How Many Acres Do You Need Per Cow?

The acreage required for a single cow has no single answer, varying widely based on location and management practices. A cow may need as little as one acre in a lush, highly productive pasture, or upward of fifty acres in an arid environment. The differences in acreage are ultimately determined by the land’s carrying capacity, which is the maximum number of animals a pasture can support without causing long-term degradation.

Defining the Core Metric: Stocking Rate

The standard industry measurement used to determine land needs is the stocking rate, which quantifies the number of animals on a given amount of land over a specific period. This rate is calculated using the standardized measure known as the Animal Unit Month (AUM).

An Animal Unit (AU) is traditionally defined as a 1,000-pound cow, estimated to consume about 26 pounds of dry forage per day. One AUM is equivalent to approximately 780 pounds of dry matter intake over a 30-day period. This provides a mathematical baseline for forage demand, allowing producers to compare the needs of different herds and pastures.

The stocking rate is a management decision about how many animals to place on the land, while the carrying capacity represents the land’s actual ability to provide the necessary AUMs sustainably. Successful ranching involves aligning the stocking rate with the carrying capacity to prevent overgrazing. When the stocking rate exceeds the carrying capacity, the pasture’s health declines, requiring more acreage to support the same animal over time.

Environmental Factors That Determine Land Requirements

The land’s carrying capacity is heavily influenced by natural, uncontrollable environmental variables, which create vast regional differences in required acreage. The most significant factor is annual rainfall, as water directly dictates forage growth. In arid regions, such as the American West, annual precipitation may be low, forcing a single cow to require five to fifty acres of land to find sufficient feed.

Conversely, areas with ample rainfall, like the Southeast, can support a cow on as little as one to two acres of pasture. Soil quality and fertility also play a major role, as nutrient-rich soil produces more dense and higher-quality forage. The length of the growing season further modifies the land requirement, with shorter seasons necessitating more forage reserves or supplemental feeding.

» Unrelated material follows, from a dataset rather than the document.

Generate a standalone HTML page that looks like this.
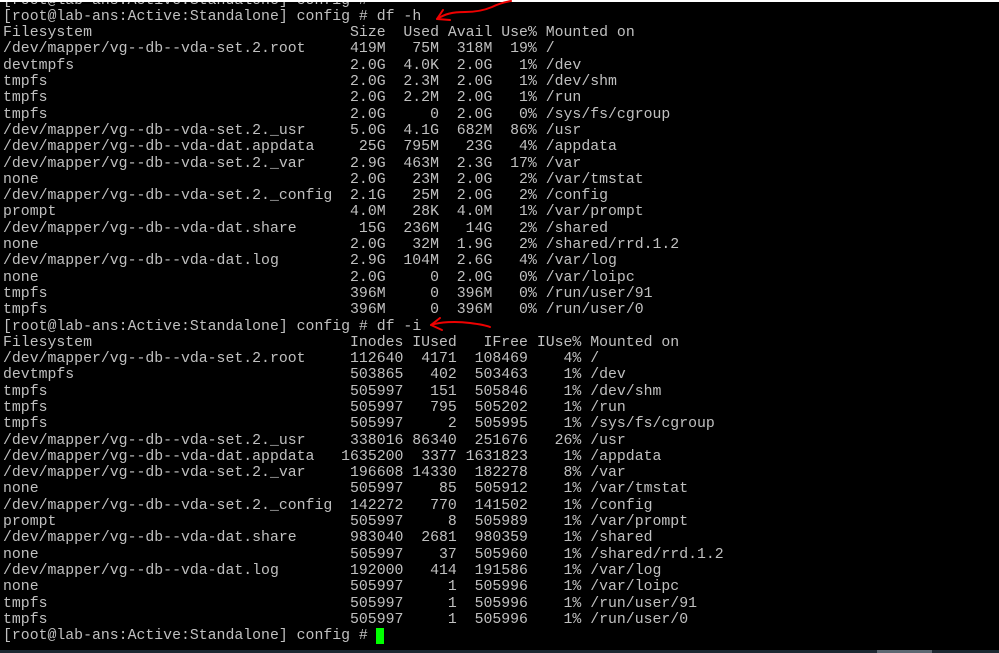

In a productive environment, a single acre might yield enough forage to cover the annual needs of a cow. However, in a drought-prone area with shallow, rocky soil, the same animal might need ten to fifteen acres just to meet its monthly requirement during the grazing season.

How Grazing Methods Reduce Acreage Needs

While environmental factors set the ultimate ceiling for carrying capacity, management decisions can dramatically increase the amount of forage harvested, effectively reducing the acreage needed per cow. Continuous grazing, where livestock have unrestricted access to a large pasture, requires more total land due to uneven utilization. Animals repeatedly graze preferred areas, leading to overgrazing in some spots and underutilization in others.

Implementing intensive rotational grazing allows a landowner to increase the stocking rate by dividing the pasture into smaller sections, or paddocks. Cattle are concentrated in a small paddock for a short time and then moved to a fresh area.

The core benefit of this method is the period of rest and recovery granted to the recently grazed plants. This rest allows the grass to renew its energy reserves and regrow more quickly, leading to higher forage density and overall productivity.

Rotational systems can increase a pasture’s forage production and utilization efficiency by 20% to 50% compared to continuous grazing, thereby lowering the required acreage per cow. Management tools like irrigation or targeted fertilization further boost forage production and can tighten the acreage requirement even more.

Variations Based on Cattle Type and Size

The final variable in the acreage calculation is the animal itself, as not all cows have the same nutritional needs. The standard 1,000-pound Animal Unit provides a useful benchmark, but a larger animal requires proportionally more forage. A 1,500-pound cow, for instance, requires about 1.5 Animal Units worth of feed, meaning the required acreage for that animal increases by 50% compared to the standard.

Forage demand is based on the cow’s metabolic weight and is also affected by its physiological status. A cow with a nursing calf, known as a cow-calf pair, requires significantly more forage than a dry, non-lactating cow of the same weight.

This pair is often treated as 1.2 to 1.3 Animal Units because of the added energy demands of lactation and the calf’s growing consumption.

Different cattle breeds also affect the calculation, as smaller-framed, more efficient breeds may consume less relative to their weight than larger beef breeds. The Animal Unit concept is therefore a sliding scale, allowing producers to adjust the acreage calculation based on the actual size and production stage of their specific herd.